## What you are asked to do:
Return all lines with the word "React" in them.
--------------------------------------------------
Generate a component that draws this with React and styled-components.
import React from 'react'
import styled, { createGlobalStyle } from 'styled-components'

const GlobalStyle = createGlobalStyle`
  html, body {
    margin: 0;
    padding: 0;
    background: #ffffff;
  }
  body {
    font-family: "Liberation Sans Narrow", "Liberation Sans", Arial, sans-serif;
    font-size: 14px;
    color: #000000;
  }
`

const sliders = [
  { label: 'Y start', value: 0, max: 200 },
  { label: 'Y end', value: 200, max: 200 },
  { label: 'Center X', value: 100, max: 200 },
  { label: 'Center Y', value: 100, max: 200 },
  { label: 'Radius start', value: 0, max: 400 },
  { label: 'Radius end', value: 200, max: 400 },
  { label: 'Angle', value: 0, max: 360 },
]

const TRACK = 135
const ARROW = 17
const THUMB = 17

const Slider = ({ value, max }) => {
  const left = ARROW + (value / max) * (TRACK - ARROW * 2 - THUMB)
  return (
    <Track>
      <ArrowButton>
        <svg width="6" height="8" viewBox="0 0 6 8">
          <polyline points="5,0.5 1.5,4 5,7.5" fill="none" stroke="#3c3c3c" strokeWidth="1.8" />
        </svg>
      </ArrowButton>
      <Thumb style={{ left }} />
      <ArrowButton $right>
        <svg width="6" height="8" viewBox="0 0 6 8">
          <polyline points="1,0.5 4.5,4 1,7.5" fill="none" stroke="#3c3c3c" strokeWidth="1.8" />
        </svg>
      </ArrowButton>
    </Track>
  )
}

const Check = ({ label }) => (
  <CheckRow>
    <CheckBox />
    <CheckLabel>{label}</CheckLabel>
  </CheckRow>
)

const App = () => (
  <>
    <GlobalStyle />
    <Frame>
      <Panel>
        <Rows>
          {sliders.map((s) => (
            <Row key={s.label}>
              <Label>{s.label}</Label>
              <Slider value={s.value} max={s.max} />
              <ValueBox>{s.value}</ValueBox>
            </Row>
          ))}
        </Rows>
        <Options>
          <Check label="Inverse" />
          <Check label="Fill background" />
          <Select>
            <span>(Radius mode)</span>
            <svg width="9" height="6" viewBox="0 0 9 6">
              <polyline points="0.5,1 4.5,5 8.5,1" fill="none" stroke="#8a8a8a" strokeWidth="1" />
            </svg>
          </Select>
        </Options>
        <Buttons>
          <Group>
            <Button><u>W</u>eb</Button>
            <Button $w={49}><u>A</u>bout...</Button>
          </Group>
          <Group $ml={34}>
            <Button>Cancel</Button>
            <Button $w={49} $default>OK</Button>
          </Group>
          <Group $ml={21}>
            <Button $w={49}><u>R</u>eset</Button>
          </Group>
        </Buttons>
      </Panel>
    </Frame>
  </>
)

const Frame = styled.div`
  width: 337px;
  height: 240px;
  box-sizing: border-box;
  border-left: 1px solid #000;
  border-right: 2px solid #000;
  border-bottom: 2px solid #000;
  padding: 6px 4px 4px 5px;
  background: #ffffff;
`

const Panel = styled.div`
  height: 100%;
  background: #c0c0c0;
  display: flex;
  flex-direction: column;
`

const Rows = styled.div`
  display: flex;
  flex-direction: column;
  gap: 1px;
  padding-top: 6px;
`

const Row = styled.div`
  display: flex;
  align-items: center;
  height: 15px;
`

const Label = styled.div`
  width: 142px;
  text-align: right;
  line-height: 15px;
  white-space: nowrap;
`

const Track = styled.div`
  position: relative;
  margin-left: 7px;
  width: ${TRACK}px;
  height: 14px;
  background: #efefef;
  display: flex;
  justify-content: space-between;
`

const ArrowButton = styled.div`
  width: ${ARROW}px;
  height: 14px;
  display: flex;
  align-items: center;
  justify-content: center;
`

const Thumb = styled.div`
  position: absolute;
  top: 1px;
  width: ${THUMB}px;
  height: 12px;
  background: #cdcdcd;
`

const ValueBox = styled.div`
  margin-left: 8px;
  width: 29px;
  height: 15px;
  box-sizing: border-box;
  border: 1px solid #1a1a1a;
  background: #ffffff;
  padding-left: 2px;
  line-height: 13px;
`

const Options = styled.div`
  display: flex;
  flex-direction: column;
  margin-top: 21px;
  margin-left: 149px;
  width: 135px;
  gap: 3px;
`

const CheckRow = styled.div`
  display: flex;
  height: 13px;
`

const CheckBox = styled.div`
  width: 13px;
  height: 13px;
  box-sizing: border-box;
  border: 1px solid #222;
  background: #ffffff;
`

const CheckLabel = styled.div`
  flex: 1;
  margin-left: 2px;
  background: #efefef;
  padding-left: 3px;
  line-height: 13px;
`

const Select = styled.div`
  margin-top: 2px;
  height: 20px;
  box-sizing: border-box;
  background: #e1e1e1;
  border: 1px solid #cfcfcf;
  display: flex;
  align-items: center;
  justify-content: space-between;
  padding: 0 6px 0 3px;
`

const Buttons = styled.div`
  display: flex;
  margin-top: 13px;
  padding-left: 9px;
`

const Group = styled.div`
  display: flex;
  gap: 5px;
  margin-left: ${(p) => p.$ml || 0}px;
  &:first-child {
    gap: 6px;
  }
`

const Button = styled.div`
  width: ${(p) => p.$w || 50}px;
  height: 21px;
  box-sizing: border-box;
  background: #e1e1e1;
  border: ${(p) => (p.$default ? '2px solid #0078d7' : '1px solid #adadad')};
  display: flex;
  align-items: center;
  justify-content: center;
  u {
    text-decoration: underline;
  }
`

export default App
--------------------------------------------------
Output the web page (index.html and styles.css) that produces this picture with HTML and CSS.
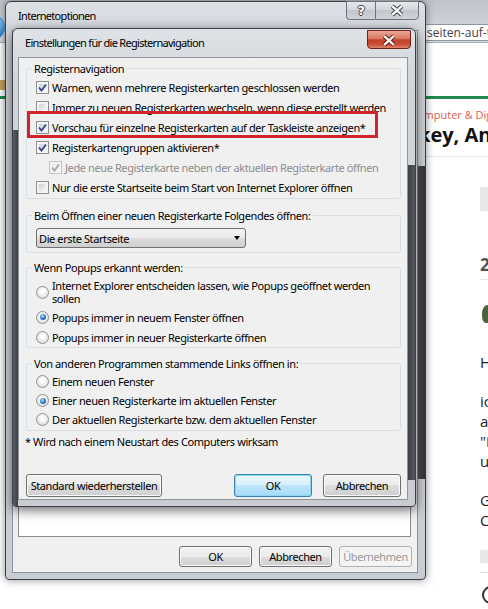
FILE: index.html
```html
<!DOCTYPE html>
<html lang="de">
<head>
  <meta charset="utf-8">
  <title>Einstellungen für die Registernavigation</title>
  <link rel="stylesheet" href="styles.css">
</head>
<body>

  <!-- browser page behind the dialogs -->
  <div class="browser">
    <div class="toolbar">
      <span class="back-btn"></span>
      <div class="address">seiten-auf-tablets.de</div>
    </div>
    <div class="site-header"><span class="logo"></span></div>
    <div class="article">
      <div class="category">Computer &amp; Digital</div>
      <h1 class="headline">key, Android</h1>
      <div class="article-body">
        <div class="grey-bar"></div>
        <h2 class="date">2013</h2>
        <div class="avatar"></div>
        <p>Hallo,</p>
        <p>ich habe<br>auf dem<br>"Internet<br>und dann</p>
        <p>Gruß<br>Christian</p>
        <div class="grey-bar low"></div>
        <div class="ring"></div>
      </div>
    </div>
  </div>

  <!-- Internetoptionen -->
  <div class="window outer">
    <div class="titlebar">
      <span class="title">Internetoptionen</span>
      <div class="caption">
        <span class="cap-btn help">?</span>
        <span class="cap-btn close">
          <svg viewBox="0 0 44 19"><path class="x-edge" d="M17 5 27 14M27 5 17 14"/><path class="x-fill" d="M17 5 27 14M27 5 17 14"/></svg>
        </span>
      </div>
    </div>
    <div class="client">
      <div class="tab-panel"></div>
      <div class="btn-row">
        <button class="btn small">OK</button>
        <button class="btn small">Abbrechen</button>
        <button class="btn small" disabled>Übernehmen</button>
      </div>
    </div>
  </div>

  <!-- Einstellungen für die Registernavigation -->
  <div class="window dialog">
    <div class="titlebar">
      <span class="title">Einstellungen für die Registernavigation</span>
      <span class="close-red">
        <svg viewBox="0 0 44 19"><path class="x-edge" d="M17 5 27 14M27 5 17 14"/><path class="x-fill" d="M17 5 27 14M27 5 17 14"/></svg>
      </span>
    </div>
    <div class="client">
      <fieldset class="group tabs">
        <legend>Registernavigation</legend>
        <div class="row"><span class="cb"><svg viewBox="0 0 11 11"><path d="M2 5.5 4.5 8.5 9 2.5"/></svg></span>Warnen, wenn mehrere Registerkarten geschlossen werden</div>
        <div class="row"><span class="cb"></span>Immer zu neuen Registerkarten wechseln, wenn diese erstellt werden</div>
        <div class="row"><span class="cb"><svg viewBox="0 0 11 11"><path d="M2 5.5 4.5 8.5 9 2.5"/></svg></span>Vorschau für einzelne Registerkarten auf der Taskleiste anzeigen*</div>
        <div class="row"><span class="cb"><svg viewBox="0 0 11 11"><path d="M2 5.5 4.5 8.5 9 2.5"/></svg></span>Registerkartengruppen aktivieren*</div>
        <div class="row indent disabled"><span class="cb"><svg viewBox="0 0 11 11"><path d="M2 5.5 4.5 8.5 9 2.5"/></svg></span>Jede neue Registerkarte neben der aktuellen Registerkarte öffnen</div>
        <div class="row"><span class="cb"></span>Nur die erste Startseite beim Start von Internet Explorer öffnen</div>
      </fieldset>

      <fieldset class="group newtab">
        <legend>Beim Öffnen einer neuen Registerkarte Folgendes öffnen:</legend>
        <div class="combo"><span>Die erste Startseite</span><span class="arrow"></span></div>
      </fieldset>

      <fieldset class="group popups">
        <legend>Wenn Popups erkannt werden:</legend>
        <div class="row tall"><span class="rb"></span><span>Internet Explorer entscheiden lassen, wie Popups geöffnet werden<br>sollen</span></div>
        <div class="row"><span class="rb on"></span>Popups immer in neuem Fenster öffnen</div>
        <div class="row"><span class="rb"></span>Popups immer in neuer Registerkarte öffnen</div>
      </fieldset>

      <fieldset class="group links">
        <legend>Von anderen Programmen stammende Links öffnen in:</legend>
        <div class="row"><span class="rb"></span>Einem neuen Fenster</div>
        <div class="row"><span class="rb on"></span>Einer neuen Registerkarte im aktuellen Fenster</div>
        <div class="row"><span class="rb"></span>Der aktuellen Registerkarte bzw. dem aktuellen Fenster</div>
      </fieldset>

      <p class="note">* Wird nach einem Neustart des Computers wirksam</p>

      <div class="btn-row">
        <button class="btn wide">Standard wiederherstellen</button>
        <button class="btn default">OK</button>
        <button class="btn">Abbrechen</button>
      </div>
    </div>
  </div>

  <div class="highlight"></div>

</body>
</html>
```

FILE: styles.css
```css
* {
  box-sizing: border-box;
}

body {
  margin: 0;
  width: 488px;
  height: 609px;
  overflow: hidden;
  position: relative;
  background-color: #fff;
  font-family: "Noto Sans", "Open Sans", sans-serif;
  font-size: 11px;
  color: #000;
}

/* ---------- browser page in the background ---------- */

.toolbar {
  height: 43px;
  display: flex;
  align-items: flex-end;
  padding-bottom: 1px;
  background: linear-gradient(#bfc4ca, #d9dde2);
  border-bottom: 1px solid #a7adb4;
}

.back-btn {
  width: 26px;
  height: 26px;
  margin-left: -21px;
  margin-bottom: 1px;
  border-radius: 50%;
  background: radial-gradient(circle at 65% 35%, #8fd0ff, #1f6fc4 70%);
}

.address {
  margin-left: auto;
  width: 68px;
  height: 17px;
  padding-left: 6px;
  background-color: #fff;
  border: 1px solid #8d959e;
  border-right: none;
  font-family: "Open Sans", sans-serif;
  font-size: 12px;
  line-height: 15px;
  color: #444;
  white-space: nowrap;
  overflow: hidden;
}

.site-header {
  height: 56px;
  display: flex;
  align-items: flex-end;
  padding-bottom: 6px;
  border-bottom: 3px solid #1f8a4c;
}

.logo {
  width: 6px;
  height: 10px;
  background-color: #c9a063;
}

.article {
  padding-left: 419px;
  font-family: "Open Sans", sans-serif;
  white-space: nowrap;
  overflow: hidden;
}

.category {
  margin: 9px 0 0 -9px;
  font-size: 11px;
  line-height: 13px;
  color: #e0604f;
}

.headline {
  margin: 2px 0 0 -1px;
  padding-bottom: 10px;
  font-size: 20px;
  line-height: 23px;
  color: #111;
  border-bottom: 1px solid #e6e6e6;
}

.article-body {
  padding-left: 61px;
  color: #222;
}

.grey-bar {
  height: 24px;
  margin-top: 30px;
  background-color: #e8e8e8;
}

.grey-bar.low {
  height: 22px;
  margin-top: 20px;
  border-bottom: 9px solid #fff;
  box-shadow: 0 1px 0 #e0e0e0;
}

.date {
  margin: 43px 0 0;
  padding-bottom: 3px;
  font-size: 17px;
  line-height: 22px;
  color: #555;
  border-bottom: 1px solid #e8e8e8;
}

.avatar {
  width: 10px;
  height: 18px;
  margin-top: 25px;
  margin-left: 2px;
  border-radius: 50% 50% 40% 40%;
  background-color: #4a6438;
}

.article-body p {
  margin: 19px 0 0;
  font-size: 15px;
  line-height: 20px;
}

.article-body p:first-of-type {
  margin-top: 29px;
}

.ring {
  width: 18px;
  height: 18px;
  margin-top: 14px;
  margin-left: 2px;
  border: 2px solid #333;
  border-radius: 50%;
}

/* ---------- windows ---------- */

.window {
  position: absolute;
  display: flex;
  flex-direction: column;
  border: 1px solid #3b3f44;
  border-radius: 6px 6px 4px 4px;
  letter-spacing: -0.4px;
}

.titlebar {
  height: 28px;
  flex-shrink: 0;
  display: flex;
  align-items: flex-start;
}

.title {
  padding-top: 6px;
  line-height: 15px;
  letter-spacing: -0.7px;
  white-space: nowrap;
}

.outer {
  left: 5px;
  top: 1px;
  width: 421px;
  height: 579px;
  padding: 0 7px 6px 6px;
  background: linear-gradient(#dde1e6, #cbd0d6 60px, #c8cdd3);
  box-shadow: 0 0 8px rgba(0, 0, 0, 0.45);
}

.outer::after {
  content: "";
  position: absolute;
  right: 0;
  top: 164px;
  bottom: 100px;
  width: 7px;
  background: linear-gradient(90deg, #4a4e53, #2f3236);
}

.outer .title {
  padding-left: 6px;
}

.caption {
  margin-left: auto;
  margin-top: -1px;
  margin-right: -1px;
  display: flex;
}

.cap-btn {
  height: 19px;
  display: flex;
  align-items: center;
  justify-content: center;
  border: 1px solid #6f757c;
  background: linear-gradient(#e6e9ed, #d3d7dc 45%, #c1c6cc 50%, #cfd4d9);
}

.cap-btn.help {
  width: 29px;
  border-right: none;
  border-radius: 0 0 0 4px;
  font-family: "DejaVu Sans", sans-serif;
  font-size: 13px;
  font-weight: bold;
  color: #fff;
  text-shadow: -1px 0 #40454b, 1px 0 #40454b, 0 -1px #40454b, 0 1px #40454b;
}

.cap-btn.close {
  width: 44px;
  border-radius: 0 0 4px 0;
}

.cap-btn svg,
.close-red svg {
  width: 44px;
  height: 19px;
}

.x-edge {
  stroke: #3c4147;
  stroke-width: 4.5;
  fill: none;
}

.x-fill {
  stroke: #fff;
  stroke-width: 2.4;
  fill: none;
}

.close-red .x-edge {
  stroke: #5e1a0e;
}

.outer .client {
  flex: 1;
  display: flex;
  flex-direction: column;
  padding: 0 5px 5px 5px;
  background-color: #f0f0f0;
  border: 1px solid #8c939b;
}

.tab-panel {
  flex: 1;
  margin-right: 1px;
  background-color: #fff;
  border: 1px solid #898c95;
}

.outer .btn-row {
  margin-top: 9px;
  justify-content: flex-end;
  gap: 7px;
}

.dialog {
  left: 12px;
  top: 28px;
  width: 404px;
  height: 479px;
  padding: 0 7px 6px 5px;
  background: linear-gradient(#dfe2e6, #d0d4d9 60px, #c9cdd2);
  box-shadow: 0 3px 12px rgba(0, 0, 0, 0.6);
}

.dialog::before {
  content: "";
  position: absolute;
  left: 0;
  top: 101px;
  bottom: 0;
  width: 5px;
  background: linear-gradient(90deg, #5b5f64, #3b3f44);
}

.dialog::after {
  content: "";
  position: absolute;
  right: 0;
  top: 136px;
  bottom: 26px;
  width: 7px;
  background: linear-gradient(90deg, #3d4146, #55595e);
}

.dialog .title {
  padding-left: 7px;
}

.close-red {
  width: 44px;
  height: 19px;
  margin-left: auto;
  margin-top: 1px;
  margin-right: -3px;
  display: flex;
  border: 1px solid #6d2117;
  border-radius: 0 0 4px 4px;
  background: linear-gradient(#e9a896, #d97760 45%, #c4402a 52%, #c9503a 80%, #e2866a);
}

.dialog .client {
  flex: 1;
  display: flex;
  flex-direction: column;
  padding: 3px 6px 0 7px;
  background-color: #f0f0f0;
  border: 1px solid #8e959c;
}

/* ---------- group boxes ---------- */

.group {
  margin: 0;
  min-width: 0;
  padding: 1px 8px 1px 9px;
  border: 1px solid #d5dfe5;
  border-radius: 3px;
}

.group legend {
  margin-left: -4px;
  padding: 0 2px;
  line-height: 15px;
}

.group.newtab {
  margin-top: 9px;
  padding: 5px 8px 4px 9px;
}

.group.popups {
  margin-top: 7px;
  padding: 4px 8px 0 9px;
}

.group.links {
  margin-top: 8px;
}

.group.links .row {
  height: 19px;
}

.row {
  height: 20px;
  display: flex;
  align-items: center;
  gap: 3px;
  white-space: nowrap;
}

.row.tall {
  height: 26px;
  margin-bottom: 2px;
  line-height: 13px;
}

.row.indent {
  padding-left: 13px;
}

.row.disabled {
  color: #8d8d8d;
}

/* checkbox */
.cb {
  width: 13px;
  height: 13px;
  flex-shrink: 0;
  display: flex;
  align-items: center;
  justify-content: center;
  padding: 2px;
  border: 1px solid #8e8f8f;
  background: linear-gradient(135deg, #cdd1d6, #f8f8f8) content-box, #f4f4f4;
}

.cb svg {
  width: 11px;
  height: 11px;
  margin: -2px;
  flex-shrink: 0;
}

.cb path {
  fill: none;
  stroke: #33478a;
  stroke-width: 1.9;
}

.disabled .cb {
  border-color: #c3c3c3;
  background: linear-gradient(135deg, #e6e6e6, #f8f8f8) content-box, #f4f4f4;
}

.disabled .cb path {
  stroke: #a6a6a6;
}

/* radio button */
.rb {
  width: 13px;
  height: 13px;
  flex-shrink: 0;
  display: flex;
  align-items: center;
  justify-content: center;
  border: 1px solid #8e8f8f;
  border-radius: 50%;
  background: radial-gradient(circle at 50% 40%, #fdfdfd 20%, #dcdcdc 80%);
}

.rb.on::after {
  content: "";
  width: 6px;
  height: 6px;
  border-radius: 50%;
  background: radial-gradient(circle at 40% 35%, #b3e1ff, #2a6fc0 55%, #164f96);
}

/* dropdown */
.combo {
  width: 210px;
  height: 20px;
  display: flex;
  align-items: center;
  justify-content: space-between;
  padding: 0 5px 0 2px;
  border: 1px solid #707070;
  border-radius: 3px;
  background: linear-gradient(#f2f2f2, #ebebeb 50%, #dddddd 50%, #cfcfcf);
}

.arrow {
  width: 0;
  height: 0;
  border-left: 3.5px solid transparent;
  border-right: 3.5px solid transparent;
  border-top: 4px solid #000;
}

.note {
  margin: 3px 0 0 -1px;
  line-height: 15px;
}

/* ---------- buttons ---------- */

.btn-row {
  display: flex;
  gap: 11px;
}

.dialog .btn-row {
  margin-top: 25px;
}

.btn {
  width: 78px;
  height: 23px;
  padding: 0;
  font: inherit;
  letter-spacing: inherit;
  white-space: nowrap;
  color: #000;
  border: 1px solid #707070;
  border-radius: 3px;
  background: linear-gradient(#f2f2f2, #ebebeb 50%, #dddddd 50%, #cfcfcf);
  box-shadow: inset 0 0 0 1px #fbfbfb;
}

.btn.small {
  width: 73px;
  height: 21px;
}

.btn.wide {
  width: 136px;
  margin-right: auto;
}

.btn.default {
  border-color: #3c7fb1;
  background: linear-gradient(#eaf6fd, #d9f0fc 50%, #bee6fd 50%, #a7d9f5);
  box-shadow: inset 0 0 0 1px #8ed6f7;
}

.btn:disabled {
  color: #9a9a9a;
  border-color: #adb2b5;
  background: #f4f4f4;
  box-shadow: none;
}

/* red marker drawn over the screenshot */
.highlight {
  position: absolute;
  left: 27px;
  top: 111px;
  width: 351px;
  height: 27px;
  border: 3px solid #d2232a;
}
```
--------------------------------------------------
## Output of the exercise:
Generate a component that draws this with React and styled-components.
import React from 'react'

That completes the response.